Some planters have proposed to do away with charcoal altogether under McMeekin’s drawers, supplying its place by hot air. The first point in considering this invention is the question whether the fumes of charcoal, as some assert, are necessary to make good Tea. If they are not necessary (that is, if they produce no chemical effect on the Tea, and therefore heat from wood devoid of smoke would do as well) there can be no doubt such heat would be cheaper, and more under command, by this or some other plan. Are then the fumes of charcoal necessary?
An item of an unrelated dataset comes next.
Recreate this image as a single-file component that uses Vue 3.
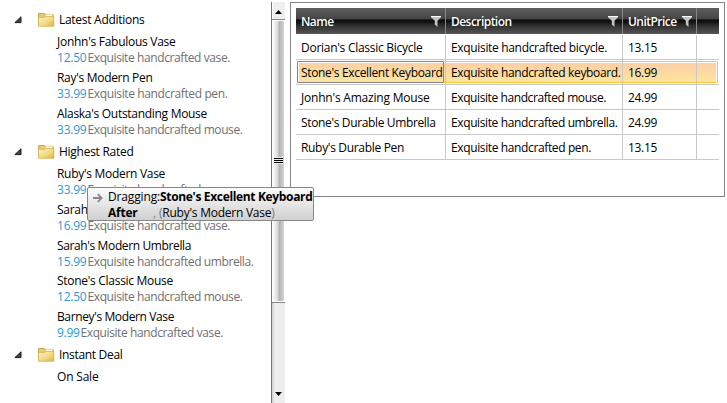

I do not know that anyone can answer the query. I certainly cannot, for I have never made Tea with any other agent than charcoal, and I have never met with more than one planter who had. He said the Tea was not good. Still it would, I think, require very careful and prolonged experiments to establish the fact either way. Speaking theoretically, as it appears, the only effect of charcoal is to drive all the moisture out of the roll and thus make it Tea, I cannot but believe other heat would do as well. It is, however, a question that only experience can solve.[44]
I have now (four years since the above was written, and at the time I am preparing the second edition of this essay) been for some time employed on experiments with a view to settle the above question. Whether I shall be able to devise a simple apparatus to effect the manufacture of Tea without charcoal is doubtful, but I can, I think, now safely affirm that the fumes of charcoal are not necessary to make Tea. On this point I am myself quite satisfied. The advantages of making Tea with any fuel (wood, coal, or anything else) would be numerous:—
1.—Economy.
2.—Absence of charcoal fumes.
3.—Less chance of fire in Tea Houses.
4.—Probably reduced temperature in Factories.
5.—Great saving of labour.
6.—Saving of fuel—for it takes much wood to make a given weight of charcoal.